Das geschah im Streit um das von der Ampel angestrebte neue Abtreibungsrecht. „Hier sah ich mich einem Shitstorm ausgesetzt, der wehtat und lähmen könnte“, sagt Gäng. Als klar kommunizierender und konservativ genannter Katholik entschied er sich, weiter für das Lebensrecht Ungeborener in der Gesellschaft zu streiten. Unter anderem mit dem Debattierclub setzte er ein Diskussionsformat. Und probierte Streitkultur bewusst anders aus.
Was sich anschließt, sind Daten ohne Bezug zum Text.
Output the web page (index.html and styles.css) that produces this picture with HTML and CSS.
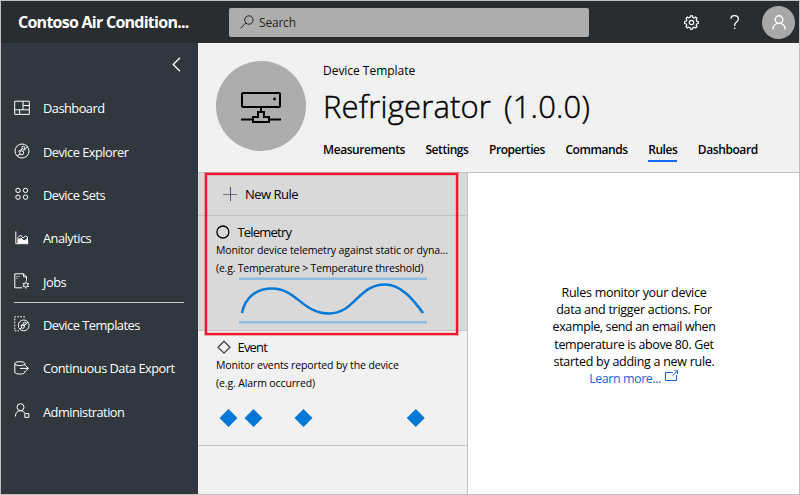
FILE: index.html
```html
<!DOCTYPE html>
<html lang="en">
<head>
<meta charset="utf-8">
<title>Refrigerator rules</title>
<link rel="stylesheet" href="styles.css">
</head>
<body>
<div class="app">
  <header class="topbar">
    <div class="brand"><span>Contoso Air Condition...</span></div>
    <div class="search">
      <svg width="14" height="14" viewBox="0 0 14 14"><circle cx="8.9" cy="5" r="4.2"/><path d="M5.8 8 .5 13.3"/></svg>
      <span>Search</span>
    </div>
    <div class="tools">
      <svg class="gear" width="15" height="15" viewBox="0 0 15 15"><circle cx="7.5" cy="7.5" r="2.2"/><path d="M6.5.8h2l.4 1.7 1.3.5 1.5-.9 1.3 1.4-.8 1.4.5 1.3 1.6.4v1.9l-1.6.4-.6 1.3.9 1.4-1.4 1.4-1.4-.9-1.3.6-.4 1.5h-2l-.4-1.6-1.3-.5-1.5.9L2 11.600l.8-1.4-.5-1.300L.7 8.500v-2l1.600-.4.5-1.300L2 3.400 3.400 2l1.400.9 1.300-.5z"/></svg>
      <svg class="help" width="10" height="15" viewBox="0 0 10 15"><path d="M.8 3.600C1 1.700 2.500.7 4.500.7c2.300 0 3.900 1.200 3.900 3.200 0 2.800-3.700 3.400-3.700 6v1M4.700 12.600v1.400"/></svg>
      <div class="avatar"><svg width="14" height="15" viewBox="0 0 14 15"><circle cx="7" cy="4.600" r="3.800"/><path d="M1 14.500c0-3.800 2.500-6.100 6-6.100s6 2.300 6 6.100"/></svg></div>
    </div>
  </header>
  <div class="body">
    <nav class="sidebar">
      <div class="collapse"><svg width="9" height="15" viewBox="0 0 9 15"><path d="M8 .7 1.200 7.500 8 14.300"/></svg></div>
      <a class="item"><svg width="16" height="16" viewBox="0 0 16 16"><path d="M.7 1.200h14.600v13.200H.7zM9 1.200v8.600M.7 9.800h14.600M9 5.500h6.300M5.600 9.800v4.600"/></svg><span>Dashboard</span></a>
      <a class="item"><svg width="16" height="16" viewBox="0 0 16 16"><circle cx="8" cy="8" r="7"/><circle cx="9.300" cy="4.700" r="1.500"/><circle cx="7.600" cy="9.800" r="2"/><path d="M3 13 6.200 11M9 8.500l4.700-5M8.300 6l-4 2.400"/></svg><span>Device Explorer</span></a>
      <a class="item"><svg width="16" height="16" viewBox="0 0 16 16"><circle cx="4" cy="4.400" r="2.200"/><circle cx="11.500" cy="4.400" r="2.200"/><circle cx="4" cy="11.200" r="2.200"/><circle cx="11.500" cy="11.200" r="2.200"/></svg><span>Device Sets</span></a>
      <a class="item"><svg width="16" height="16" viewBox="0 0 16 16"><path d="M1.800 1.500v12.200h12.400M4 12V7.500L6.500 5 9 8l2.500-2 2 1v5M4 10l3-2 3 3 3.500-2.500"/><path class="solid" d="M4 10.500 7 9l3 2.200 3.700-1.200v3H4z"/></svg><span>Analytics</span></a>
      <a class="item"><svg width="16" height="16" viewBox="0 0 16 16"><path d="M8 14.800H.8V.8h8.700l3 3v4M9.500.8v3h3"/><path d="M2.500 3.500h4M2.500 5.500h1" stroke-dasharray="1 1"/><circle cx="11.800" cy="12" r="2.100"/><path d="M11.800 8.500v1.400M11.800 14.100v1.500M8.700 10.200l1.300.8M13.600 13l1.400.8M8.700 13.800l1.300-.8M13.600 11l1.400-.8"/></svg><span>Jobs</span></a>
      <div class="rule"></div>
      <a class="item"><svg width="16" height="16" viewBox="0 0 16 16"><path d="M11 .8H.8v14H5" stroke-dasharray="1.800 1.200"/><circle cx="9.700" cy="9.400" r="5.400"/><circle cx="10.800" cy="7.400" r="1.300"/><circle cx="8.800" cy="10.800" r="1.500"/><path d="M6 13l1.600-1.200M10.200 10l3.600-3.800M9.500 8l-3 1.800"/></svg><span>Device Templates</span></a>
      <a class="item"><svg width="16" height="16" viewBox="0 0 16 16"><ellipse cx="5.800" cy="3.600" rx="5" ry="2"/><path d="M.8 3.600v8.600c0 2.500 10 2.500 10 0v-1M10.800 3.600v2M6 8.400h8.400M11.400 5.500l3 2.900-3 2.900"/></svg><span>Continuous Data Export</span></a>
      <a class="item"><svg width="16" height="16" viewBox="0 0 16 16"><circle cx="6.500" cy="4.200" r="3.500"/><path d="M1.300 13.500c.1-3.500 2-5.800 5.200-5.800 1.800 0 3.200.8 4.200 2.300M10.800 10.600h4v3.800h-4z"/></svg><span>Administration</span></a>
    </nav>
    <main class="main">
      <section class="head">
        <div class="device"><svg width="42" height="34" viewBox="0 0 42 34"><rect x="2" y="2" width="38" height="14" rx="1"/><path d="M21 16v5M18 21h6v5h5v5H13v-5h5zM1 28.500h12M29 28.500h12"/><circle class="dot" cx="34.500" cy="8" r="1.400"/></svg></div>
        <div class="info">
          <div class="kind"><span>Device Template</span></div>
          <h1><span class="name">Refrigerator</span><span class="version">(1.0.0)</span></h1>
          <div class="tabs">
            <a>Measurements</a><a>Settings</a><a>Properties</a><a>Commands</a><a class="active">Rules</a><a>Dashboard</a>
          </div>
        </div>
      </section>
      <div class="content">
        <section class="rules">
          <div class="new"><svg width="14" height="14" viewBox="0 0 14 14"><path class="h" d="M0 7.500h14"/><path class="v" d="M7.500 0v14"/></svg><span>New Rule</span></div>
          <div class="card telemetry">
            <div class="title"><svg width="16" height="16" viewBox="0 0 16 16"><circle cx="6.900" cy="8" r="6"/></svg><span>Telemetry</span></div>
            <p class="d1">Monitor device telemetry against static or dyna...</p>
            <p class="d2">(e.g. Temperature &gt; Temperature threshold)</p>
            <svg class="wave" width="188" height="47" viewBox="0 0 188 47"><path class="limit" d="M0 1.700h188M0 45.300h188"/><path class="line" d="M3 36C6 20 18 11.500 33 11.500c25 0 30 25 57 25 26 0 29-29 56-29 15 0 27 13 38 28.500"/></svg>
          </div>
          <div class="card event">
            <div class="title"><svg width="16" height="16" viewBox="0 0 16 16"><path d="M8 2.200 14 8.200 8 14.200 2 8.200z"/></svg><span>Event</span></div>
            <p class="d3">Monitor events reported by the device</p>
            <p class="d4">(e.g. Alarm occurred)</p>
            <svg class="marks" width="210" height="20" viewBox="0 0 210 20"><path d="m12.500 1 9 9-9 9-9-9zM37.500 1l9 9-9 9-9-9zM87.500 1l9 9-9 9-9-9zM199.800 1l9 9-9 9-9-9z"/></svg>
          </div>
          <div class="highlight"></div>
        </section>
        <section class="empty">
          <div class="l1">Rules monitor your device</div>
          <div class="l2">data and trigger actions. For</div>
          <div class="l3">example, send an email when</div>
          <div class="l4">temperature is above 80. Get</div>
          <div class="l5">started by adding a new rule.</div>
          <a class="more"><span>Learn more...</span><svg width="14" height="12" viewBox="0 0 14 12"><path d="M8 2.500H.5v8h11V5M7.500 5.500l5-4.500M9.500.8h3v3"/></svg></a>
        </section>
      </div>
    </main>
  </div>
</div>
</body>
</html>
```
FILE: styles.css
```css
* { box-sizing: border-box; }
body { margin: 0; font-family: "Open Sans", sans-serif; font-size: 13px; color: #000; }
svg { fill: none; stroke: currentColor; flex: none; display: block; }
h1, p { margin: 0; font-weight: 400; }
.app { width: 800px; height: 495px; border: 1px solid #bfc1c1; display: flex; flex-direction: column; overflow: hidden; white-space: nowrap; }
.topbar { height: 42px; background: #292d2f; color: #fff; display: flex; align-items: center; flex: none; }
.brand { width: 228px; padding-left: 17px; font-size: 16px; font-weight: 700; letter-spacing: -0.74px; }
.search { width: 360px; height: 29px; background: #adadad; color: #222; border-radius: 2px; display: flex; align-items: center; gap: 5px; padding-left: 11px; font-size: 12px; letter-spacing: -0.2px; }
.tools { flex: 1; display: flex; align-items: center; }
.gear { margin-left: 95px; stroke-width: 1.2; }
.help { margin-left: 31px; stroke-width: 1.3; }
.avatar { width: 33px; height: 33px; margin-left: 22px; border-radius: 50%; background: #a8a8a8; display: flex; align-items: center; justify-content: center; }
.avatar svg { stroke-width: 1.4; }
.body { flex: 1; display: flex; min-height: 0; }
.sidebar { width: 197px; background: #30373e; color: #fff; padding: 14px 14px 0 13px; flex: none; }
.collapse { height: 29.500px; padding-left: 158px; }
.collapse svg { stroke-width: 1.300; }
.item { height: 43.350px; display: flex; align-items: center; gap: 13px; font-size: 12.800px; letter-spacing: -0.5px; }
.item svg { margin-top: -1px; }
.solid { fill: currentColor; }
.rule { height: 1px; background: #c5cbc9; margin: -1px 0 0 0; }
.main { flex: 1; display: flex; flex-direction: column; background: #f1f1f1; }
.head { height: 130px; border-bottom: 1px solid #c3c3c3; display: flex; padding: 18px 0 0 18px; flex: none; }
.device { width: 90px; height: 90px; border-radius: 50%; background: #adadad; display: flex; align-items: center; justify-content: center; padding-top: 3px; }
.device svg { stroke-width: 2; }
.dot { fill: #000; stroke: none; }
.info { margin-left: 17px; }
.kind { font-size: 12px; line-height: 19px; height: 18px; letter-spacing: -0.03px; }
h1 { height: 54px; line-height: 54px; font-size: 31px; font-weight: 300; display: flex; letter-spacing: 0.17px; -webkit-text-stroke: 0.4px #000; }
.version { margin-left: 13px; }
.tabs { display: flex; gap: 20.400px; font-weight: 600; font-size: 12px; letter-spacing: -0.42px; }
.tabs a { height: 29px; line-height: 34px; }
.tabs .active { border-bottom: 2px solid #136bfb; }
.content { flex: 1; display: flex; }
.rules { width: 270px; border-right: 1px solid #c3c3c3; position: relative; }
.new { height: 43px; background: #d9d9d9; border-bottom: 1px solid #c3c3c3; display: flex; align-items: center; gap: 8px; padding-left: 25px; letter-spacing: -0.5px; }
.new .h { stroke: #777; } .new .v { stroke: #505080; }
.card { border-bottom: 1px solid #c3c3c3; padding: 7px 0 0 18px; height: 115px; }
.telemetry { background: #d9d9d9; }
.title { display: flex; align-items: center; height: 18px; gap: 5.500px; letter-spacing: -0.8px; }
.title svg { stroke-width: 1.3; }
.event .title svg { stroke: #444; }
.card p { font-size: 10.500px; line-height: 18px; height: 18px; letter-spacing: -0.12px; }
.card .d2 { letter-spacing: -0.2px; }
.wave { margin: 0 0 0 23px; }
.limit { stroke: #90bce0; stroke-width: 2.600; }
.line { stroke: #0078d7; stroke-width: 2.500; }
.marks { margin-top: 16px; fill: #0078d7; stroke: none; }
.highlight { position: absolute; left: 7px; top: 0; width: 253px; height: 162px; border: 2px solid #f01830; box-shadow: 0 0 0 1px #f0183050, inset 0 0 0 1px #f0183030; }
.empty { flex: 1; background: #fff; text-align: center; padding: 111px 0 0 1px; font-size: 12.500px; line-height: 17.200px; letter-spacing: -0.28px; }
.l3, .l4 { letter-spacing: -0.37px; }
.more { color: #1b62d1; display: flex; justify-content: center; gap: 4px; line-height: 17px; letter-spacing: -0.45px; }
```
Froh zieht er nach zwei Jahren eine Zwischenbilanz: „Konflikte in Gesellschaft und Kirche bringen wir auch hart in Begegnungen zum Ausdruck. Aber im Dialog und der Atmosphäre eines besonderen Orts.“
Umzug ins Centro-Kirchenzentrum
Diesen Ort muss der Debattierclub aber nach der nächsten Veranstaltung im April zum Bedauern der Organisatoren verlassen. „Melanie Plöger wird im Frühsommer wegen steigender Kosten schließen“, erklärt Thoma Gäng. Sie könnten auch durch das Konzept dieses Hauses nicht mehr aufgefangen werden.
So setzt der Debattierclub in der City auf Gespräche mit der Frau, die den Debattierclub entscheidend trug. Thomas Gäng will mit ihr als Persönlichkeit dann über mitmenschliches Klima, Seelsorge und die Sorgen von Menschen sprechen. „Egal ob Armut, Krankheiten, Zukunftsangst oder Lebensfreude“, erklärt Gäng, „die Sorgen und Anliegen von Menschen waren hier in Begegnungen gut aufgehoben. Im liebevoll gestalteten Café haben solche Gespräche von morgens bis abends einen Raum.“
Der Debattierclub wird danach ins neu eröffnete Centro-Kirchenzentrum umziehen. Nach zwei Jahren mit dem Format sei der Katholikenausschuss zufrieden. „Immer wieder konnten wir erleben, wie Menschen bei allen Konflikten anders als mit Mobbing oder Beleidigungen miteinander umgehen.“ Die Berichterstattung in der Presse über die meisten Abende habe Christen interessierte Aufmerksamkeit in Oberhausen gebracht. Das sei inmitten lauter und unsachlicher Töne gut und zwingend nötig.